La mort de Jean-Paul Bluker
Au printemps de 2004, l'héritage que m'avait laissé mon grand père, Henri Victor Dandrieux, s'était épuisé. Il en restait une petite Rétinette Kodak de 63 ou 64, sans télémètre et sans luxmètre. L'objectif entrait parfaitement dans la main, et j'avais pris l'habitude de le tenir quelques heures par jour, dans le métro et au Palais Royal, en espérant que sur ces premières photographies le monde apparaisse plus beau ou plus sensé.
Au mois de juin, mon père, qui s'appelle Jean-Paul Bluker ou Olivier Bluker, reprit contact après peut-être quatre ans de voyage. Nous nous promîmes de nous revoir, comme nous nous l'étions jurés déjà, sans y être fidèle. Pour cette raison, j'apportai au point de rendez-vous le seul livre que je savais pouvoir lire et relire pendant l'éternité patiente, qui n'a pas de début et pas de fin, et dont les pages semblent sourdre du plat. Finalement, mon père vint. D'abord il ne me reconnut pas. Puis, en m'apperçevant, il remarqua "mais, t'es pas noir !", ce à quoi je répondis "non, je ne suis pas noir". Le rendez-vous avait été donné sur les marches le l'Opéra Garnier, à Paris.

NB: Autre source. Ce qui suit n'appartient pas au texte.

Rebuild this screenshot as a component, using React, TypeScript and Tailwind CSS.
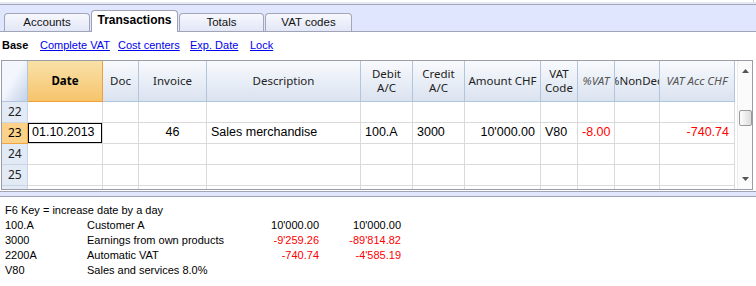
import type { ReactNode } from "react";

const gridCols = "grid grid-cols-[26px_75px_36px_68px_154px_52px_52px_76px_37px_37px_45px_75px]";

const Tab = ({ label, active, className }: { label: string; active?: boolean; className: string }) => (
  <div
    className={
      active
        ? `${className} h-[22px] -mb-px relative z-10 flex items-center justify-center pb-[3px] bg-white border border-b-0 border-[#9ea2b4] rounded-t-[4px] font-bold text-[12px]`
        : `${className} h-[18px] flex items-center justify-center bg-linear-to-b from-[#f7f8fd] to-[#e2e7f7] border border-b-0 border-[#a2a6b8] rounded-t-[4px] text-[#111]`
    }
  >
    {label}
  </div>
);

const Head = ({ children, italic }: { children: ReactNode; italic?: boolean }) => (
  <div
    className={`flex items-center justify-center text-center overflow-hidden whitespace-nowrap leading-[14px] border-r border-b border-[#b3c5dc] bg-linear-to-b from-[#f8fafd] to-[#dae3f0] font-['Noto_Sans',sans-serif] text-[11.5px] ${
      italic ? "italic text-[#555]" : "text-[#222]"
    }`}
  >
    <div>{children}</div>
  </div>
);

const Cell = ({ children, align = "left", red, editing }: { children?: ReactNode; align?: "left" | "center" | "right"; red?: boolean; editing?: boolean }) => (
  <div
    className={`h-[21px] flex items-center pb-[2px] overflow-hidden whitespace-nowrap text-[12.5px] border-r border-b border-[#dadada] ${
      align === "right" ? "justify-end pr-[5px]" : align === "center" ? "justify-center" : "pl-[4px]"
    } ${red ? "text-[#ff0000]" : "text-black"} ${editing ? "shadow-[inset_0_0_0_1px_#000] pl-[3px]" : ""}`}
  >
    {children}
  </div>
);

const RowNum = ({ n, active }: { n: string; active?: boolean }) => (
  <div
    className={`h-[21px] flex items-center pl-[6px] pb-[1px] text-[12px] font-['Noto_Sans',sans-serif] border-r border-b ${
      active ? "bg-[#fcd18a] border-[#f0a444] text-black" : "bg-[#e2eaf6] border-[#c9d5e5] text-[#222]"
    }`}
  >
    {n}
  </div>
);

const EmptyRow = ({ n }: { n: string }) => (
  <div className={gridCols}>
    <RowNum n={n} />
    {Array.from({ length: 11 }, (_, i) => (
      <Cell key={i} />
    ))}
  </div>
);

const info = [
  { code: "100.A", desc: "Customer A", a: "10'000.00", b: "10'000.00", red: false },
  { code: "3000", desc: "Earnings from own products", a: "-9'259.26", b: "-89'814.82", red: true },
  { code: "2200A", desc: "Automatic VAT", a: "-740.74", b: "-4'585.19", red: true },
  { code: "V80", desc: "Sales and services 8.0%", a: "", b: "", red: false },
];

export default function App() {
  return (
    <div className="w-[756px] h-[286px] overflow-hidden bg-white font-['Liberation_Sans',Arial,sans-serif] text-black">
      {/* bit of the window above */}
      <div className="h-[2px] w-[754px] bg-white border-r border-[#c8cad6]" />
      <div className="h-[2px] bg-[#e6e8f4]" />

      {/* tabs */}
      <div className="h-[28px] border-y border-[#a0a4b6] bg-[#dfe6fe] flex items-end pl-[4px] gap-[1px] text-[11.5px]">
        <Tab label="Accounts" className="w-[86px]" />
        <Tab label="Transactions" active className="w-[87px]" />
        <Tab label="Totals" className="w-[85px]" />
        <Tab label="VAT codes" className="w-[87px]" />
      </div>

      {/* views */}
      <div className="h-[28px] flex items-center text-[11px] pb-[1px]">
        <span className="w-[40px] pl-[2px] font-bold">Base</span>
        <span className="w-[78px] text-[#0000ee] underline">Complete VAT</span>
        <span className="w-[72px] text-[#0000ee] underline">Cost centers</span>
        <span className="w-[60px] text-[#0000ee] underline">Exp. Date</span>
        <span className="text-[#0000ee] underline">Lock</span>
      </div>

      {/* table */}
      <div className="ml-[1px] w-[752px] h-[130px] border border-[#9a9ca8] flex">
        <div className="w-[733px] overflow-hidden">
          <div className={`${gridCols} h-[41px]`}>
            <div className="border-r border-b border-[#b3c5dc] bg-linear-to-br from-[#f3f6fc] from-45% to-[#c3d1e9]" />
            <div className="flex items-center justify-center font-bold text-[11.5px] font-['Noto_Sans',sans-serif] border-r border-b border-[#f0a03a] bg-linear-to-b from-[#f9e1a8] to-[#f6c46a]">
              Date
            </div>
            <Head>Doc</Head>
            <Head>Invoice</Head>
            <Head>Description</Head>
            <Head>Debit<br />A/C</Head>
            <Head>Credit<br />A/C</Head>
            <Head>Amount CHF</Head>
            <Head>VAT<br />Code</Head>
            <Head italic>%VAT</Head>
            <Head>%NonDed</Head>
            <Head italic>VAT Acc CHF</Head>
          </div>

          <EmptyRow n="22" />
          <div className={gridCols}>
            <RowNum n="23" active />
            <Cell editing>01.10.2013</Cell>
            <Cell />
            <Cell align="center">46</Cell>
            <Cell>Sales merchandise</Cell>
            <Cell>100.A</Cell>
            <Cell>3000</Cell>
            <Cell align="right">10'000.00</Cell>
            <Cell>V80</Cell>
            <Cell red>-8.00</Cell>
            <Cell />
            <Cell align="right" red>-740.74</Cell>
          </div>
          <EmptyRow n="24" />
          <EmptyRow n="25" />
          <div className={`${gridCols} h-[3px]`}>
            <div className="bg-[#e2eaf6] border-r border-[#c9d5e5]" />
            {Array.from({ length: 11 }, (_, i) => (
              <div key={i} className="border-r border-[#dadada]" />
            ))}
          </div>
        </div>

        {/* scrollbar */}
        <div className="w-[17px] pl-[2px] flex">
          <div className="flex-1 bg-[#fbfbfb] border-l border-[#ececec] flex flex-col items-center">
            <svg width="7" height="4" viewBox="0 0 7 4" className="mt-[8px]">
              <polygon points="3.5,0 7,4 0,4" fill="#555" />
            </svg>
            <div className="mt-[37px] w-[13px] h-[16px] rounded-[2px] border border-[#9a9a9a] bg-linear-to-r from-[#fdfdfd] to-[#dcdcdc]" />
            <div className="flex-1" />
            <svg width="7" height="4" viewBox="0 0 7 4" className="mb-[8px]">
              <polygon points="0,0 7,0 3.5,4" fill="#555" />
            </svg>
          </div>
        </div>
      </div>

      <div className="mt-[1px] h-[6px] border-y border-[#a0a4b6] bg-[#dfe6fe]" />

      {/* info panel */}
      <div className="pt-[6px] pl-[5px] text-[11px] leading-[15px]">
        <div>F6 Key = increase date by a day</div>
        {info.map((r) => (
          <div key={r.code} className="flex">
            <span className="w-[82px]">{r.code}</span>
            <span className="w-[152px]">{r.desc}</span>
            <span className={`w-[80px] text-right ${r.red ? "text-[#ff0000]" : ""}`}>{r.a}</span>
            <span className={`w-[82px] text-right ${r.red ? "text-[#ff0000]" : ""}`}>{r.b}</span>
          </div>
        ))}
      </div>
    </div>
  );
}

Nous passâmes cet après-midi dans le petit square Louvois que veillent les fenêtres de ma chambre. Je souhaitais lui dire que j'habitais là haut désormais, que j'avais réussi, mais je ne l'ai pas fait. A aucun moment je n'ai regretté d'avoir oublié la Rétinette, mais, depuis le lendemain, elle ne me quitta plus, puis le Leica ne me quitta plus. Sur les photos qui existent de moi depuis ce jour, il y a toujours une bandoulière de vieux cuir qui marque mes manteaux, ou le Leica, sauf sur les deux autoportraits que j'ai un peu honteusement tenté de réaliser pendant ces cinq ans. Mes amis prirent des nouvelles de l'appareil photo, à la manière que quelque chose qui fait partie intégrante de votre vie tout en y étant véritablement étranger, comme un colocataire, le souvenir de qui nous étions en 1999 ou la maladie. Dans leur oeil comme sur les photographies qu'on me montrait, j'étais devenu un photographe. Mais, au fond, l'appareil songeait au jour où il rencontrerait mon père. Nous pourrions prendre à ce moment une photo de lui, qui parlerait à la fois de mon père et de moi, c'est à dire de ce que la photographie révèle d'une personne malgré ce qu'elle souhaite montrer, et de ce qu'elle révèle du photographe qui tire, édite et choisit de publier, même parfois si ce n'est pas facile, quelque chose qui, en 1/1000e de seconde, rassemble tout ce qu'il est.